[TASK DIRECTIONS] Write out the listing below exactly, and omit any images you find in it.
━━━
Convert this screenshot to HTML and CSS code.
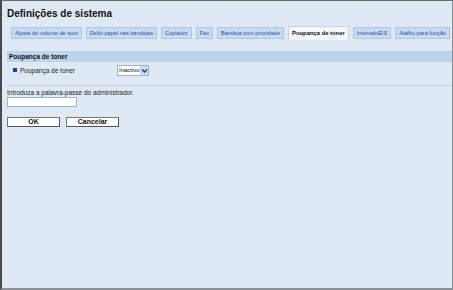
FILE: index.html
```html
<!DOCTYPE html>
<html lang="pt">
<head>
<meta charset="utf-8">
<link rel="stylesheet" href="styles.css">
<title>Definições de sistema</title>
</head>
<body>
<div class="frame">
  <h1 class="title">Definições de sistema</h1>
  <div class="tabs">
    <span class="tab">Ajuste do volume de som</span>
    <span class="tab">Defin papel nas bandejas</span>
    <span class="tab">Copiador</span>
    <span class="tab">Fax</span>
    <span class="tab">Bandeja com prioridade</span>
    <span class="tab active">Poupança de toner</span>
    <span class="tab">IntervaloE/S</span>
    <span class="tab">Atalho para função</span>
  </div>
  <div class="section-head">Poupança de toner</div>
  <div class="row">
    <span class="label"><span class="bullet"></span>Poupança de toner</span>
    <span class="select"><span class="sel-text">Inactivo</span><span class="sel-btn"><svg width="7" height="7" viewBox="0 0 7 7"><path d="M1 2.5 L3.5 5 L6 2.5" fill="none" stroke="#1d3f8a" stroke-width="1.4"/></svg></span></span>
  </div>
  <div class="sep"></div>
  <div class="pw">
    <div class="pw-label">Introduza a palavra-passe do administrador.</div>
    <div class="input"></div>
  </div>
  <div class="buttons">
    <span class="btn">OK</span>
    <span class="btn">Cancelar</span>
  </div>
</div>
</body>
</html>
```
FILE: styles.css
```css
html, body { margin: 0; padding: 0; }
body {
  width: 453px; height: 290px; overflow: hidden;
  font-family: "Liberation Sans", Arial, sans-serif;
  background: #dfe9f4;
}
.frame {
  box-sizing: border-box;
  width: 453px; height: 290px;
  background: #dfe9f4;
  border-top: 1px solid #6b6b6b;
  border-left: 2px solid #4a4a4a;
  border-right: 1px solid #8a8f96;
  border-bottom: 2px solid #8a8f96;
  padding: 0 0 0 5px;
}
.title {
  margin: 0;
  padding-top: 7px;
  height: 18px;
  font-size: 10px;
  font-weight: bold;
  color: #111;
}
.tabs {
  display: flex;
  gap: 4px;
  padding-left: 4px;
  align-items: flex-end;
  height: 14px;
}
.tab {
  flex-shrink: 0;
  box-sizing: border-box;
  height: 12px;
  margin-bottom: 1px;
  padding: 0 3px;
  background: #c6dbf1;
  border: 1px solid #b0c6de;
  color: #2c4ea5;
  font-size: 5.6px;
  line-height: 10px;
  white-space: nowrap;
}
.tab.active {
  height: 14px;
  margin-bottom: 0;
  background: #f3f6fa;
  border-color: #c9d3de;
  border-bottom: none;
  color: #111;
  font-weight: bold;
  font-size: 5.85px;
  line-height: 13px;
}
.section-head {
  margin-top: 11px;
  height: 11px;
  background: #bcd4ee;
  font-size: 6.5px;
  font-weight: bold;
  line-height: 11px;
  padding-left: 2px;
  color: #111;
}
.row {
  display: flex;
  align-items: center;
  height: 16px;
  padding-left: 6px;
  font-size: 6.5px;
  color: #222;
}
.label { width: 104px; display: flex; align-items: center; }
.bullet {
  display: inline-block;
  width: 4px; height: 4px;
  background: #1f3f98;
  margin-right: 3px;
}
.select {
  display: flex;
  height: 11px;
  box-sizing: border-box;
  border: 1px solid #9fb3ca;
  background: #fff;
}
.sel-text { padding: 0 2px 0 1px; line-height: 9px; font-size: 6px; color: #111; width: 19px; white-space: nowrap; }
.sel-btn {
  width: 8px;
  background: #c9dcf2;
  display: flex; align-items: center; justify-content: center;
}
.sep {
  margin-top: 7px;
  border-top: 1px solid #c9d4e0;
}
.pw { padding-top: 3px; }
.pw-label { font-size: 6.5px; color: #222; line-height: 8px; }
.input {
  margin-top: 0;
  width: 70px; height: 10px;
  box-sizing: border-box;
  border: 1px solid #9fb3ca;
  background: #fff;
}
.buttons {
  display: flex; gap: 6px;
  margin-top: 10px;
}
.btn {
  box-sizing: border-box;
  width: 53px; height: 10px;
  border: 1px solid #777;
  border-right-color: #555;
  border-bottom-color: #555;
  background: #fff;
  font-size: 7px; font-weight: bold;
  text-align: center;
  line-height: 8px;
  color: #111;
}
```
━━━
[FULL ANSWER]
Convert this screenshot to HTML and CSS code.
FILE: index.html
```html
<!DOCTYPE html>
<html lang="pt">
<head>
<meta charset="utf-8">
<link rel="stylesheet" href="styles.css">
<title>Definições de sistema</title>
</head>
<body>
<div class="frame">
  <h1 class="title">Definições de sistema</h1>
  <div class="tabs">
    <span class="tab">Ajuste do volume de som</span>
    <span class="tab">Defin papel nas bandejas</span>
    <span class="tab">Copiador</span>
    <span class="tab">Fax</span>
    <span class="tab">Bandeja com prioridade</span>
    <span class="tab active">Poupança de toner</span>
    <span class="tab">IntervaloE/S</span>
    <span class="tab">Atalho para função</span>
  </div>
  <div class="section-head">Poupança de toner</div>
  <div class="row">
    <span class="label"><span class="bullet"></span>Poupança de toner</span>
    <span class="select"><span class="sel-text">Inactivo</span><span class="sel-btn"><svg width="7" height="7" viewBox="0 0 7 7"><path d="M1 2.5 L3.5 5 L6 2.5" fill="none" stroke="#1d3f8a" stroke-width="1.4"/></svg></span></span>
  </div>
  <div class="sep"></div>
  <div class="pw">
    <div class="pw-label">Introduza a palavra-passe do administrador.</div>
    <div class="input"></div>
  </div>
  <div class="buttons">
    <span class="btn">OK</span>
    <span class="btn">Cancelar</span>
  </div>
</div>
</body>
</html>
```
FILE: styles.css
```css
html, body { margin: 0; padding: 0; }
body {
  width: 453px; height: 290px; overflow: hidden;
  font-family: "Liberation Sans", Arial, sans-serif;
  background: #dfe9f4;
}
.frame {
  box-sizing: border-box;
  width: 453px; height: 290px;
  background: #dfe9f4;
  border-top: 1px solid #6b6b6b;
  border-left: 2px solid #4a4a4a;
  border-right: 1px solid #8a8f96;
  border-bottom: 2px solid #8a8f96;
  padding: 0 0 0 5px;
}
.title {
  margin: 0;
  padding-top: 7px;
  height: 18px;
  font-size: 10px;
  font-weight: bold;
  color: #111;
}
.tabs {
  display: flex;
  gap: 4px;
  padding-left: 4px;
  align-items: flex-end;
  height: 14px;
}
.tab {
  flex-shrink: 0;
  box-sizing: border-box;
  height: 12px;
  margin-bottom: 1px;
  padding: 0 3px;
  background: #c6dbf1;
  border: 1px solid #b0c6de;
  color: #2c4ea5;
  font-size: 5.6px;
  line-height: 10px;
  white-space: nowrap;
}
.tab.active {
  height: 14px;
  margin-bottom: 0;
  background: #f3f6fa;
  border-color: #c9d3de;
  border-bottom: none;
  color: #111;
  font-weight: bold;
  font-size: 5.85px;
  line-height: 13px;
}
.section-head {
  margin-top: 11px;
  height: 11px;
  background: #bcd4ee;
  font-size: 6.5px;
  font-weight: bold;
  line-height: 11px;
  padding-left: 2px;
  color: #111;
}
.row {
  display: flex;
  align-items: center;
  height: 16px;
  padding-left: 6px;
  font-size: 6.5px;
  color: #222;
}
.label { width: 104px; display: flex; align-items: center; }
.bullet {
  display: inline-block;
  width: 4px; height: 4px;
  background: #1f3f98;
  margin-right: 3px;
}
.select {
  display: flex;
  height: 11px;
  box-sizing: border-box;
  border: 1px solid #9fb3ca;
  background: #fff;
}
.sel-text { padding: 0 2px 0 1px; line-height: 9px; font-size: 6px; color: #111; width: 19px; white-space: nowrap; }
.sel-btn {
  width: 8px;
  background: #c9dcf2;
  display: flex; align-items: center; justify-content: center;
}
.sep {
  margin-top: 7px;
  border-top: 1px solid #c9d4e0;
}
.pw { padding-top: 3px; }
.pw-label { font-size: 6.5px; color: #222; line-height: 8px; }
.input {
  margin-top: 0;
  width: 70px; height: 10px;
  box-sizing: border-box;
  border: 1px solid #9fb3ca;
  background: #fff;
}
.buttons {
  display: flex; gap: 6px;
  margin-top: 10px;
}
.btn {
  box-sizing: border-box;
  width: 53px; height: 10px;
  border: 1px solid #777;
  border-right-color: #555;
  border-bottom-color: #555;
  background: #fff;
  font-size: 7px; font-weight: bold;
  text-align: center;
  line-height: 8px;
  color: #111;
}
```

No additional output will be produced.